L’actualité et la confrérie des chefs d’Etats et de gouvernements, ces semaines passées, nous ont irradiés de considérations, toutes plus morales les unes que les autres, sur les paradis fiscaux. Sans bien nous dire d’ailleurs ce que ce vocable pouvait bien recouvrir ! Or, lorsqu’on parle de ce genre de paradis, il faut entendre « fiscaux » mais également « sociaux », « législatifs et réglementaires » et « judiciaires » ! Une variante de ces paradis étant les centres dits « offshore » (Jersey – Iles Vierges).
Evidemment, en bons citoyens, soulagés de pouvoir enfin démontrer la cupidité sordide de milliardaires voyous, nous n’imaginons pas un instant que les Etats sont les premiers complices de ce genre de « paradis ». Qu’ils en sont eux-mêmes, qu’ils en créent, qu’ils les utilisent voire qu’ils les nourrissent par des attitudes irresponsables.

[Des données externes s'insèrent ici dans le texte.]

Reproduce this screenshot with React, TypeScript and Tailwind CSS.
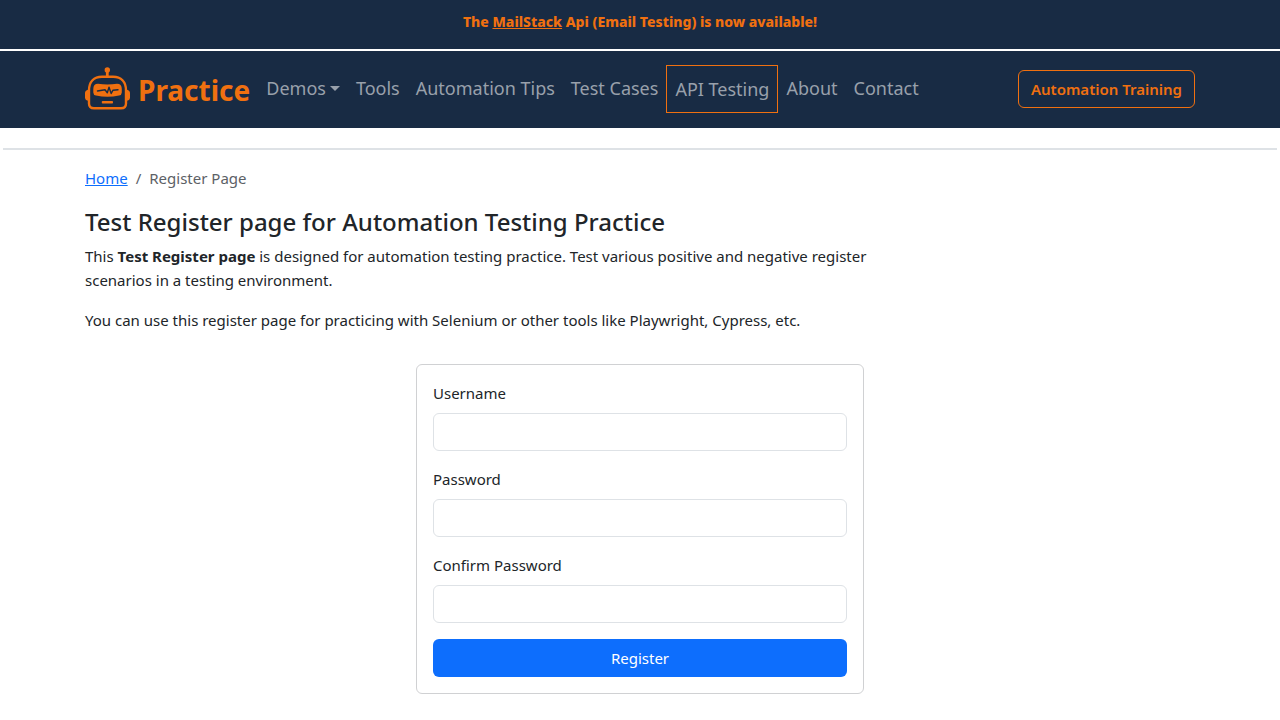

Ainsi chacun sait-il que le Royaume Uni a fondé une partie de sa prospérité économique sur une industrie financière, souvent localisée dans ce type de territoires ? Que les Etats-Unis ont avec l’Etat du Delaware une plate-forme commode pour certaines opérations. Que la Suisse, le Liechtenstein et bien d’autres destinations sont réservées à un tourisme spécifique. Je ne parle pas de la Russie qui, depuis des siècles, a ses propres méthodes.
Quels Etats auront, les premiers, la sincérité de nous révéler la raison sociale, le siège et les actions de sociétés détenues par eux dans ces paradis fiscaux ? Même notre sentencieux pays, et sous tous les gouvernements, n’a pas échappé à ces inévitables acrobaties. Il serait intéressant de savoir si cette pratique a cessé et depuis quand ?
Enfin, et sans doute le plus grave, et sous la pression conjointe des Etats-Unis et de la Commission Européenne, les pays développés ont tous totalement confondu libéralisation et dérégulation. La libéralisation des activités de marché était inévitable, et sans doute souhaitable, pour sortir de l’économie étatique administrée, en raison de la globalisation des échanges. Mais précisément, cette libéralisation devait s’accompagner d’un appareil de régulation fort, reconnu et respecté. Et que veut dire « régulation » sinon l’affirmation de « l’Autorité publique » sanctifiant les règles de marché et veillant à leur respect et à leur exécution. On a fait tout le contraire. La simple évocation de « l’Autorité Publique » créait une crise d’urticaire à tout fonctionnaire européen, relevait d’une langue étrangère pour un politicien anglo-américain et suscitait la risée condescendante dans les déjeuners de banquiers. Pourtant, le retour de la confiance, le rétablissement d’un nouvel ordre mondial requiert, non pas le retour de l’Etat kafkaïen et bureaucratique, mais le retour de « l’Autorité Publique » régalienne ou partagée mais dont aucune force ne saurait contrarier les prérogatives de puissance.
C’est simple. Cela ne coûte rien. Encore faut-il avoir les idées claires et la volonté de les appliquer. C’est, en tous cas, le seul moyen de sortir de l’enfer, l’économie mondiale.